-- begin --

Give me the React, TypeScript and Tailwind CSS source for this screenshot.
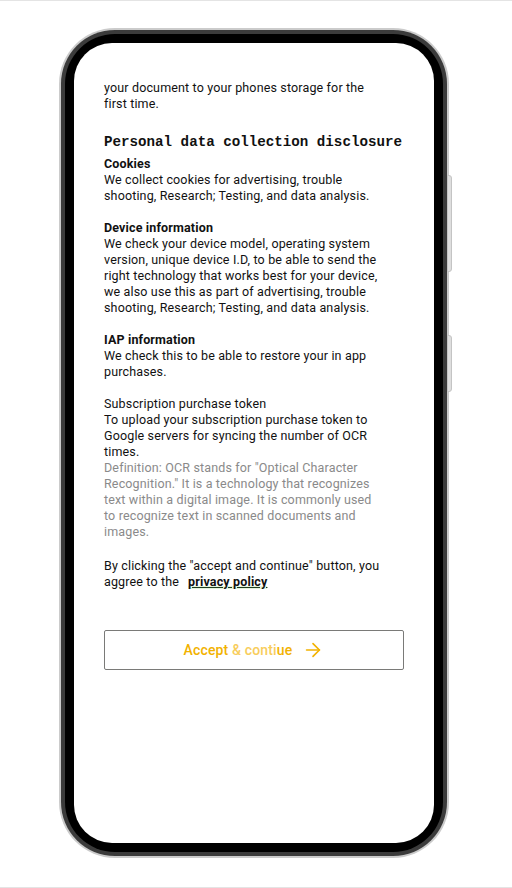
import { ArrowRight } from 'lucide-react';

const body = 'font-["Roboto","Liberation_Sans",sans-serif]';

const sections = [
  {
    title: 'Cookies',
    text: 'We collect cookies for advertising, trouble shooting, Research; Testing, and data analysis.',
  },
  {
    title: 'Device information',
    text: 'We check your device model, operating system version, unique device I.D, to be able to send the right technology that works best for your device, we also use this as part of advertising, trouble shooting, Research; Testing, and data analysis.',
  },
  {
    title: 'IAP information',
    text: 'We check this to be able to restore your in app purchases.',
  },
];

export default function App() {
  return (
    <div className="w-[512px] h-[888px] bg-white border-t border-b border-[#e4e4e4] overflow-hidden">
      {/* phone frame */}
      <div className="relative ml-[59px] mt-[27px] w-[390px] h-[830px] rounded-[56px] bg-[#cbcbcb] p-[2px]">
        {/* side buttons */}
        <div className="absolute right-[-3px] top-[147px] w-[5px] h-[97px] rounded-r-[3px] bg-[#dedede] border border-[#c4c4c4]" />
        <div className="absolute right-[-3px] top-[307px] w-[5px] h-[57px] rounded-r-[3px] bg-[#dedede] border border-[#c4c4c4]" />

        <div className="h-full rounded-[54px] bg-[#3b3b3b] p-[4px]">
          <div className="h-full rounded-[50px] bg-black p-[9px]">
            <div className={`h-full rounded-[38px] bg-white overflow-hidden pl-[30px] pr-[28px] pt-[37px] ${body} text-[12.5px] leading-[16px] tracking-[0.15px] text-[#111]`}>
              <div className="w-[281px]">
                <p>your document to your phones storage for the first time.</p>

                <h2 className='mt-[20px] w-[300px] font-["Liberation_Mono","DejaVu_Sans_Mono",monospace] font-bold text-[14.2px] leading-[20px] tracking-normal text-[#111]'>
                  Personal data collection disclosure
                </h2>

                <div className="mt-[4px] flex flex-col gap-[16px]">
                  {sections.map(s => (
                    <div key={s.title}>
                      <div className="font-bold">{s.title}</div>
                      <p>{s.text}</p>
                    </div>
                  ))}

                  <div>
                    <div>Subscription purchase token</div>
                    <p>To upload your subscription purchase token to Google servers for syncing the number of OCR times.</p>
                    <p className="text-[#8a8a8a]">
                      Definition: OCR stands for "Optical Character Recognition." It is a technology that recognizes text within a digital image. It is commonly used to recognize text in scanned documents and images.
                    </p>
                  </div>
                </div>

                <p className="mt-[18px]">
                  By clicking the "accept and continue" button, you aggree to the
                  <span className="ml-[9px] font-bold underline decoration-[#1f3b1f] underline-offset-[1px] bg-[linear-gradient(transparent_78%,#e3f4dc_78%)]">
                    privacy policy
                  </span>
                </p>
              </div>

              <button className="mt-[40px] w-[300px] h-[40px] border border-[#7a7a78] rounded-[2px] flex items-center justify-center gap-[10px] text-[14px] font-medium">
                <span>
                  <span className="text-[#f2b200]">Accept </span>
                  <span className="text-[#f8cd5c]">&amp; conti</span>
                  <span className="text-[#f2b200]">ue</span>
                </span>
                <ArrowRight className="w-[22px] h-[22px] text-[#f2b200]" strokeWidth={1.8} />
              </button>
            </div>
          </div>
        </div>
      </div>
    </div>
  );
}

-- end --

Reproduce exactly the run of lines that opens the listing and closes with the line holding "right-[-3px] top-[307px] w-[5px]". Pictures are excluded.

● **EXERCISE SOLUTION**:
Give me the React, TypeScript and Tailwind CSS source for this screenshot.
import { ArrowRight } from 'lucide-react';

const body = 'font-["Roboto","Liberation_Sans",sans-serif]';

const sections = [
  {
    title: 'Cookies',
    text: 'We collect cookies for advertising, trouble shooting, Research; Testing, and data analysis.',
  },
  {
    title: 'Device information',
    text: 'We check your device model, operating system version, unique device I.D, to be able to send the right technology that works best for your device, we also use this as part of advertising, trouble shooting, Research; Testing, and data analysis.',
  },
  {
    title: 'IAP information',
    text: 'We check this to be able to restore your in app purchases.',
  },
];

export default function App() {
  return (
    <div className="w-[512px] h-[888px] bg-white border-t border-b border-[#e4e4e4] overflow-hidden">
      {/* phone frame */}
      <div className="relative ml-[59px] mt-[27px] w-[390px] h-[830px] rounded-[56px] bg-[#cbcbcb] p-[2px]">
        {/* side buttons */}
        <div className="absolute right-[-3px] top-[147px] w-[5px] h-[97px] rounded-r-[3px] bg-[#dedede] border border-[#c4c4c4]" />
        <div className="absolute right-[-3px] top-[307px] w-[5px] h-[57px] rounded-r-[3px] bg-[#dedede] border border-[#c4c4c4]" />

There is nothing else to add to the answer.